Was die Demonstranten eint, ist die Ablehnung der Maßnahmen zur Eindämmung der Pandemie. Sie wollen das Ende des Lockdowns. Manche halten die Pandemie für eine Lüge. Sie betrachten es als übertrieben, zu Hause bleiben zu müssen.
Auch in Berlin, Frankfurt, Köln und München kommen am Wochenende Tausende Menschen zusammen – oft unter Missachtung des Verbots großer Versammlungen und der Abstandsregeln. Darunter sind auch Verschwörungstheoretiker, Impfgegner, Rechtspopulisten und politisch schwer einzuordnende Menschen. In München und Nürnberg laufen die Demonstrationen aus dem Ruder, Abstandsund andere Regeln werden nicht mehr eingehalten. Mit 3000 Demonstranten überschreitet die Zahl der Teilnehmer die genehmigte Größenordnung in München bei Weitem, wie die Polizei mitteilte.

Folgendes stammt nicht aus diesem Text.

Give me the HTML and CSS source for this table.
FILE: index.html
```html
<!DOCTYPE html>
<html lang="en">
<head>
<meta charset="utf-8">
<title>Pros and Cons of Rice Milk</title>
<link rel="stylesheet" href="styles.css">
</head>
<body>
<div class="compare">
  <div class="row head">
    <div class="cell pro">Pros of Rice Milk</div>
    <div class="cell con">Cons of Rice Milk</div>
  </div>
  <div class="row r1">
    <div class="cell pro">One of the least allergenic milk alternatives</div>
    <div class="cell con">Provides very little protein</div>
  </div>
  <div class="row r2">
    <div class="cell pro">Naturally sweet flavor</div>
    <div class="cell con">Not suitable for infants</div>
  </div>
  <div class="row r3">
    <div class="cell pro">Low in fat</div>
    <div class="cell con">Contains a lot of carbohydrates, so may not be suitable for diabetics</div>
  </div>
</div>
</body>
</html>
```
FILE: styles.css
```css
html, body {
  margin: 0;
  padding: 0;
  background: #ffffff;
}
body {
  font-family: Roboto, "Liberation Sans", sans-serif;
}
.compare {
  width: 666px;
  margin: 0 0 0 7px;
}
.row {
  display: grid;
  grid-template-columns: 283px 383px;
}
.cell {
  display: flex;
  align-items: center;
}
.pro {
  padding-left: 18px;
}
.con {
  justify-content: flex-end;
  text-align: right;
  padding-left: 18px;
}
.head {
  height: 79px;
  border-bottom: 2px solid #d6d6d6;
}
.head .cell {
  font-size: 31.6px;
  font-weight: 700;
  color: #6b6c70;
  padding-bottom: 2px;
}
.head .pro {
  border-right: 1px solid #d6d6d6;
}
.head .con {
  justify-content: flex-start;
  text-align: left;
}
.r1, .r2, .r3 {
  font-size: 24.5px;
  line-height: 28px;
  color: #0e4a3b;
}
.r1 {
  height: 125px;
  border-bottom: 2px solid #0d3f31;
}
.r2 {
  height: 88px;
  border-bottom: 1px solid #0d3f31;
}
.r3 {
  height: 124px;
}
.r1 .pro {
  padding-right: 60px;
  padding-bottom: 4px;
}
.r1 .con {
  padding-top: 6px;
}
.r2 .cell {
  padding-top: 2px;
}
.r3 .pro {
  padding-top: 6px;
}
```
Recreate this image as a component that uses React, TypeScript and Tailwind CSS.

Münchens Oberbürgermeister Dieter Reiter (SPD) bezeichnet es am Sonntag auch als „absolut unerträglich“, dass politisch extrem rechte Gruppierungen versuchten, die Stimmung auszunutzen, um ihre demokratiefeindliche Hetze zu verbreiten.
Ich versuche schon, mich in die Denkweisen auch dieser Mitmenschen hineinzuversetzen, aber es ist mir fast unmöglich.
Ich denke, dass die
Gruppe dieser
Demonstranten heterogen ist, einige sind prinzipiell immer dabei, wenn es
Demonstrationen gegen den
Staat gibt, andere verfolgen andere extreme politische
Ziele, wieder andere gehören in die Gruppe der „Verschwörungstheoretiker“. Diese letzte Gruppe macht mir als Virologe, aber vor allem als Bürger, besondere Sorgen, weil sie sich von rationalen Argumenten vollständig entfernt hat. Diese Menschen bewegen sich in ihrer eigenen „Informationsblase“und unterstellen immer, dass hinter allem, was von Wissenschaftlern und Politikern gesagt wird, etwas anderes „Geheimes, Ungesagtes“steckt. Daraus entsteht auch Wissenschaftsfeindlichkeit. Wissenschaft will aber genau das Gegenteil, nämlich die Natur und den Kosmos verstehen und für alle zugänglich erklären. Jeder Wissenschaftler ist verpflichtet, seine Ergebnisse zu veröffentlichen. Als Wissenschaftler halte ich solche Verschwörungstheorien für „bullshit“, aber auch der lässt sich über unsere modernen Kommunikationswege natürlich leicht verbreiten. Im „www“gibt es ja keine Qualitäts- und Richtigkeitskontrolle für „Informationen“.
Wenn viele Menschen zusammenkommen, wird es meist lauter – also muss der Einzelne auch lauter sprechen. Laut Forschern aus den USA und München gibt es Hinweise darauf, dass die Aussprache dadurch feuchter wird und die Infektionsgefahr steigt. Könnten diese Demonstrationen zu neuen Infektions-Hotspots werden?
Ja, beim lauten Sprechen und Singen nimmt, wie beim Husten, die „feuchte Aussprache“zu, und natürlich kann das in dichten Menschenansammlungen vermehrt zu Infektionen führen. Das dies gut funktioniert, ist ja unter anderem in Skikneipen und bei Karnevalsveranstaltungen gezeigt worden. Allerdings sind im Freien die Voraussetzungen für effektive SarsCoV-2-Ausbreitung wahrscheinlich weniger günstig als in geschlossenen Räumen.